**INSTRUCTIONS FOR THE TASK**
Omit any picture, and return the remaining data exactly as written.

== PROVIDED DATA

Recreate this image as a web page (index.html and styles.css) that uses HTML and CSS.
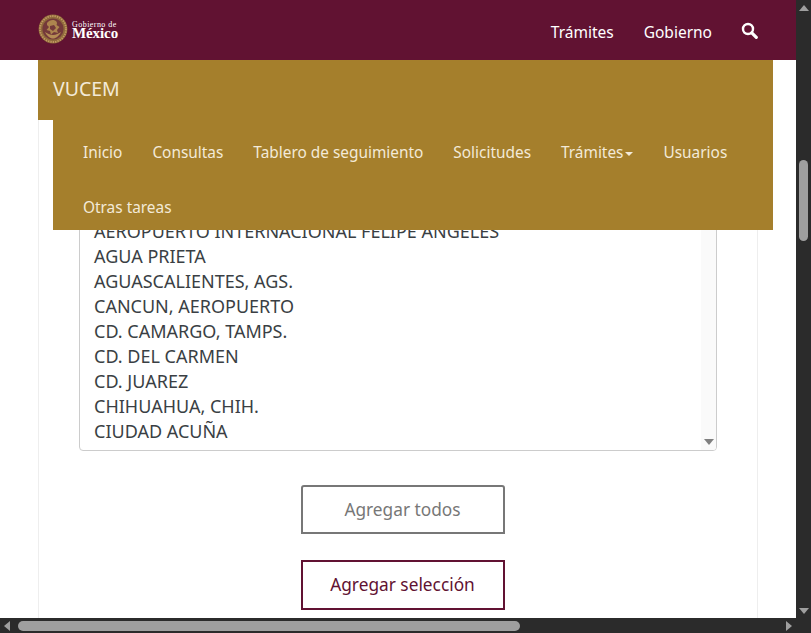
FILE: index.html
```html
<!DOCTYPE html>
<html lang="es">
<head>
<meta charset="utf-8">
<title>VUCEM</title>
<link rel="stylesheet" href="styles.css">
</head>
<body>
<div class="window">
  <div class="viewport">
    <header class="topbar">
      <a class="logo" href="#">
        <svg class="emblem" width="30" height="30" viewBox="0 0 30 30">
          <circle cx="15" cy="15" r="14.4" fill="#8f6a3c"/>
          <circle cx="15" cy="15" r="13" fill="none" stroke="#c39a62" stroke-width="1.8" stroke-dasharray="1.4 1"/>
          <circle cx="15" cy="15" r="10.6" fill="#74393a"/>
          <path d="M7 18c2 4 5 6.500 8 6.500s6-2.500 8-6.500c-2 1.500-5 3-8 3s-6-1.500-8-3z" fill="#b58c55"/>
          <path d="M9 9c2-2.500 5-3.500 8-2.500 2 .7 2.500 3 1.500 4.500l3 2-2.500 3 1 3-4-1-3 2.500-1-3.500-3.500-1 2.500-3-2-2z" fill="#ad844e"/>
          <path d="M12 12l4-1 2 3-3 3-3-2z" fill="#74393a"/>
        </svg>
        <span class="logo-text">
          <span class="logo-small">Gobierno de</span>
          <span class="logo-big">México</span>
        </span>
      </a>
      <nav class="topnav">
        <a href="#">Trámites</a>
        <a href="#">Gobierno</a>
        <svg class="search" width="17" height="17" viewBox="0 0 17 17">
          <circle cx="7" cy="7" r="5" fill="none" stroke="#fff" stroke-width="2.4"/>
          <path d="M10.800 10.800L15.300 15.300" stroke="#fff" stroke-width="3.200" stroke-linecap="round"/>
        </svg>
      </nav>
    </header>

    <div class="subnav">
      <div class="brand">VUCEM</div>
      <ul class="menu">
        <li>Inicio</li>
        <li>Consultas</li>
        <li>Tablero de seguimiento</li>
        <li>Solicitudes</li>
        <li>Trámites<span class="caret"></span></li>
        <li>Usuarios</li>
        <li>Otras tareas</li>
      </ul>
    </div>

    <main class="card">
      <div class="listbox">
        <ul class="options">
          <li>AEROPUERTO INTERNACIONAL FELIPE ANGELES</li>
          <li>AGUA PRIETA</li>
          <li>AGUASCALIENTES, AGS.</li>
          <li>CANCUN, AEROPUERTO</li>
          <li>CD. CAMARGO, TAMPS.</li>
          <li>CD. DEL CARMEN</li>
          <li>CD. JUAREZ</li>
          <li>CHIHUAHUA, CHIH.</li>
          <li>CIUDAD ACUÑA</li>
        </ul>
        <div class="list-scroll"><span class="arrow-down gray"></span></div>
      </div>
      <div class="actions">
        <button class="btn btn-gray">Agregar todos</button>
        <button class="btn btn-maroon">Agregar selección</button>
      </div>
    </main>
  </div>

  <div class="vbar">
    <span class="arrow-up"></span>
    <span class="vthumb"></span>
    <span class="arrow-down"></span>
  </div>
  <div class="hbar">
    <span class="arrow-left"></span>
    <span class="hthumb"></span>
    <span class="arrow-right"></span>
  </div>
  <div class="corner"></div>
</div>
</body>
</html>
```

FILE: styles.css
```css
* { box-sizing: border-box; }
html, body { margin: 0; height: 100%; overflow: hidden; }
body { font-family: "Noto Sans", sans-serif; font-size: 15.5px; background: #fff; }
ul { list-style: none; margin: 0; padding: 0; }
a { color: inherit; text-decoration: none; }

.window {
  display: grid;
  grid-template-columns: 796px 15px;
  grid-template-rows: 618px 15px;
  width: 811px;
  height: 633px;
}

.viewport { position: relative; overflow: hidden; background: #fff; }

.topbar {
  height: 60px;
  background: #611232;
  display: flex;
  align-items: center;
  justify-content: space-between;
  padding: 0 38px 0 38px;
  color: #fff;
}
.logo { display: flex; align-items: center; gap: 4px; margin-top: -2px; }
.emblem { display: block; }
.logo-text { display: flex; flex-direction: column; padding-top: 2px; font-family: "Liberation Serif", serif; color: #fff; }
.logo-small { font-size: 8px; line-height: 9px; letter-spacing: 0.45px; }
.logo-big { font-size: 15px; line-height: 13px; margin-top: -2px; font-weight: 700; letter-spacing: -0.1px; }

.topnav { display: flex; align-items: center; gap: 30px; margin-top: 4px; }
.search { margin-top: -4px; margin-left: -1px; }

.subnav {
  position: absolute;
  left: 38px;
  top: 60px;
  width: 735px;
  color: #f3ead8;
  z-index: 2;
}
.brand {
  width: 100%;
  height: 60px;
  background: #a57f2c;
  padding: 0 15px;
  font-size: 19.5px;
  line-height: 58px;
}
.menu {
  margin-left: 15px;
  height: 110px;
  background: #a57f2c;
  display: flex;
  flex-wrap: wrap;
  align-content: flex-start;
  column-gap: 30px;
  padding: 5px 15px 0 30px;
  font-size: 15.4px;
}
.menu li { height: 55px; line-height: 55px; }
.caret {
  display: inline-block;
  margin-left: 2px;
  vertical-align: 2px;
  border-top: 4px solid currentColor;
  border-left: 4px solid transparent;
  border-right: 4px solid transparent;
}

.card {
  height: 558px;
  margin: 0 38px;
  border-left: 1px solid #eee;
  border-right: 1px solid #eee;
  padding: 158px 40px 0;
}
.listbox {
  position: relative;
  height: 233px;
  width: 638px;
  border: 1px solid #ccc;
  border-radius: 4px;
  overflow: hidden;
}
.options { padding-left: 14px; color: #3a3f44; font-size: 18px; }
.options li { height: 25px; line-height: 25px; white-space: nowrap; }
.list-scroll {
  position: absolute;
  right: 0;
  top: 0;
  bottom: 0;
  width: 15px;
  background: #fafafa;
  display: flex;
  justify-content: center;
  align-items: flex-end;
  padding-bottom: 5px;
}

.actions {
  display: flex;
  flex-direction: column;
  align-items: center;
  gap: 26px;
  margin-top: 34px;
  padding-left: 9px;
}
.btn {
  width: 204px;
  height: 50px;
  background: #fff;
  font: 400 17.3px "Noto Sans", sans-serif;
  padding: 0 0 2px;
}
.btn-gray { border: 2px solid #777; color: #777; border-radius: 3px 3px 0 0; height: 49px; padding-bottom: 0; }
.btn-maroon { border: 2px solid #611232; color: #611232; border-radius: 0; }

.vbar {
  background: #2b2b2b;
  display: flex;
  flex-direction: column;
  align-items: center;
  padding: 5px 0 4px;
}
.vthumb {
  width: 9px;
  height: 81px;
  margin-top: 149px;
  margin-bottom: auto;
  border-radius: 5px;
  background: #9f9f9f;
}
.hbar {
  background: #2b2b2b;
  display: flex;
  align-items: center;
  padding: 0 4px;
}
.hthumb {
  width: 502px;
  height: 10px;
  margin-left: 8px;
  margin-right: auto;
  border-radius: 5px;
  background: #9f9f9f;
}
.corner { background: #2b2b2b; }

.arrow-up, .arrow-down, .arrow-left, .arrow-right { display: block; width: 0; height: 0; }
.arrow-up { border-bottom: 6px solid #9f9f9f; border-left: 5px solid transparent; border-right: 5px solid transparent; }
.arrow-down { border-top: 6px solid #9f9f9f; border-left: 5px solid transparent; border-right: 5px solid transparent; }
.arrow-down.gray { border-top-color: #808080; }
.arrow-left { border-right: 6px solid #9f9f9f; border-top: 5px solid transparent; border-bottom: 5px solid transparent; }
.arrow-right { border-left: 6px solid #9f9f9f; border-top: 5px solid transparent; border-bottom: 5px solid transparent; }
```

====

**THE REPLY**
Recreate this image as a web page (index.html and styles.css) that uses HTML and CSS.
FILE: index.html
```html
<!DOCTYPE html>
<html lang="es">
<head>
<meta charset="utf-8">
<title>VUCEM</title>
<link rel="stylesheet" href="styles.css">
</head>
<body>
<div class="window">
  <div class="viewport">
    <header class="topbar">
      <a class="logo" href="#">
        <svg class="emblem" width="30" height="30" viewBox="0 0 30 30">
          <circle cx="15" cy="15" r="14.4" fill="#8f6a3c"/>
          <circle cx="15" cy="15" r="13" fill="none" stroke="#c39a62" stroke-width="1.8" stroke-dasharray="1.4 1"/>
          <circle cx="15" cy="15" r="10.6" fill="#74393a"/>
          <path d="M7 18c2 4 5 6.500 8 6.500s6-2.500 8-6.500c-2 1.500-5 3-8 3s-6-1.500-8-3z" fill="#b58c55"/>
          <path d="M9 9c2-2.500 5-3.500 8-2.500 2 .7 2.500 3 1.500 4.500l3 2-2.500 3 1 3-4-1-3 2.500-1-3.500-3.500-1 2.500-3-2-2z" fill="#ad844e"/>
          <path d="M12 12l4-1 2 3-3 3-3-2z" fill="#74393a"/>
        </svg>
        <span class="logo-text">
          <span class="logo-small">Gobierno de</span>
          <span class="logo-big">México</span>
        </span>
      </a>
      <nav class="topnav">
        <a href="#">Trámites</a>
        <a href="#">Gobierno</a>
        <svg class="search" width="17" height="17" viewBox="0 0 17 17">
          <circle cx="7" cy="7" r="5" fill="none" stroke="#fff" stroke-width="2.4"/>
          <path d="M10.800 10.800L15.300 15.300" stroke="#fff" stroke-width="3.200" stroke-linecap="round"/>
        </svg>
      </nav>
    </header>

    <div class="subnav">
      <div class="brand">VUCEM</div>
      <ul class="menu">
        <li>Inicio</li>
        <li>Consultas</li>
        <li>Tablero de seguimiento</li>
        <li>Solicitudes</li>
        <li>Trámites<span class="caret"></span></li>
        <li>Usuarios</li>
        <li>Otras tareas</li>
      </ul>
    </div>

    <main class="card">
      <div class="listbox">
        <ul class="options">
          <li>AEROPUERTO INTERNACIONAL FELIPE ANGELES</li>
          <li>AGUA PRIETA</li>
          <li>AGUASCALIENTES, AGS.</li>
          <li>CANCUN, AEROPUERTO</li>
          <li>CD. CAMARGO, TAMPS.</li>
          <li>CD. DEL CARMEN</li>
          <li>CD. JUAREZ</li>
          <li>CHIHUAHUA, CHIH.</li>
          <li>CIUDAD ACUÑA</li>
        </ul>
        <div class="list-scroll"><span class="arrow-down gray"></span></div>
      </div>
      <div class="actions">
        <button class="btn btn-gray">Agregar todos</button>
        <button class="btn btn-maroon">Agregar selección</button>
      </div>
    </main>
  </div>

  <div class="vbar">
    <span class="arrow-up"></span>
    <span class="vthumb"></span>
    <span class="arrow-down"></span>
  </div>
  <div class="hbar">
    <span class="arrow-left"></span>
    <span class="hthumb"></span>
    <span class="arrow-right"></span>
  </div>
  <div class="corner"></div>
</div>
</body>
</html>
```

FILE: styles.css
```css
* { box-sizing: border-box; }
html, body { margin: 0; height: 100%; overflow: hidden; }
body { font-family: "Noto Sans", sans-serif; font-size: 15.5px; background: #fff; }
ul { list-style: none; margin: 0; padding: 0; }
a { color: inherit; text-decoration: none; }

.window {
  display: grid;
  grid-template-columns: 796px 15px;
  grid-template-rows: 618px 15px;
  width: 811px;
  height: 633px;
}

.viewport { position: relative; overflow: hidden; background: #fff; }

.topbar {
  height: 60px;
  background: #611232;
  display: flex;
  align-items: center;
  justify-content: space-between;
  padding: 0 38px 0 38px;
  color: #fff;
}
.logo { display: flex; align-items: center; gap: 4px; margin-top: -2px; }
.emblem { display: block; }
.logo-text { display: flex; flex-direction: column; padding-top: 2px; font-family: "Liberation Serif", serif; color: #fff; }
.logo-small { font-size: 8px; line-height: 9px; letter-spacing: 0.45px; }
.logo-big { font-size: 15px; line-height: 13px; margin-top: -2px; font-weight: 700; letter-spacing: -0.1px; }

.topnav { display: flex; align-items: center; gap: 30px; margin-top: 4px; }
.search { margin-top: -4px; margin-left: -1px; }

.subnav {
  position: absolute;
  left: 38px;
  top: 60px;
  width: 735px;
  color: #f3ead8;
  z-index: 2;
}
.brand {
  width: 100%;
  height: 60px;
  background: #a57f2c;
  padding: 0 15px;
  font-size: 19.5px;
  line-height: 58px;
}
.menu {
  margin-left: 15px;
  height: 110px;
  background: #a57f2c;
  display: flex;
  flex-wrap: wrap;
  align-content: flex-start;
  column-gap: 30px;
  padding: 5px 15px 0 30px;
  font-size: 15.4px;
}
.menu li { height: 55px; line-height: 55px; }
.caret {
  display: inline-block;
  margin-left: 2px;
  vertical-align: 2px;
  border-top: 4px solid currentColor;
  border-left: 4px solid transparent;
  border-right: 4px solid transparent;
}

.card {
  height: 558px;
  margin: 0 38px;
  border-left: 1px solid #eee;
  border-right: 1px solid #eee;
  padding: 158px 40px 0;
}
.listbox {
  position: relative;
  height: 233px;
  width: 638px;
  border: 1px solid #ccc;
  border-radius: 4px;
  overflow: hidden;
}
.options { padding-left: 14px; color: #3a3f44; font-size: 18px; }
.options li { height: 25px; line-height: 25px; white-space: nowrap; }
.list-scroll {
  position: absolute;
  right: 0;
  top: 0;
  bottom: 0;
  width: 15px;
  background: #fafafa;
  display: flex;
  justify-content: center;
  align-items: flex-end;
  padding-bottom: 5px;
}

.actions {
  display: flex;
  flex-direction: column;
  align-items: center;
  gap: 26px;
  margin-top: 34px;
  padding-left: 9px;
}
.btn {
  width: 204px;
  height: 50px;
  background: #fff;
  font: 400 17.3px "Noto Sans", sans-serif;
  padding: 0 0 2px;
}
.btn-gray { border: 2px solid #777; color: #777; border-radius: 3px 3px 0 0; height: 49px; padding-bottom: 0; }
.btn-maroon { border: 2px solid #611232; color: #611232; border-radius: 0; }

.vbar {
  background: #2b2b2b;
  display: flex;
  flex-direction: column;
  align-items: center;
  padding: 5px 0 4px;
}
.vthumb {
  width: 9px;
  height: 81px;
  margin-top: 149px;
  margin-bottom: auto;
  border-radius: 5px;
  background: #9f9f9f;
}
.hbar {
  background: #2b2b2b;
  display: flex;
  align-items: center;
  padding: 0 4px;
}
.hthumb {
  width: 502px;
  height: 10px;
  margin-left: 8px;
  margin-right: auto;
  border-radius: 5px;
  background: #9f9f9f;
}
.corner { background: #2b2b2b; }

.arrow-up, .arrow-down, .arrow-left, .arrow-right { display: block; width: 0; height: 0; }
.arrow-up { border-bottom: 6px solid #9f9f9f; border-left: 5px solid transparent; border-right: 5px solid transparent; }
.arrow-down { border-top: 6px solid #9f9f9f; border-left: 5px solid transparent; border-right: 5px solid transparent; }
.arrow-down.gray { border-top-color: #808080; }
.arrow-left { border-right: 6px solid #9f9f9f; border-top: 5px solid transparent; border-bottom: 5px solid transparent; }
.arrow-right { border-left: 6px solid #9f9f9f; border-top: 5px solid transparent; border-bottom: 5px solid transparent; }
```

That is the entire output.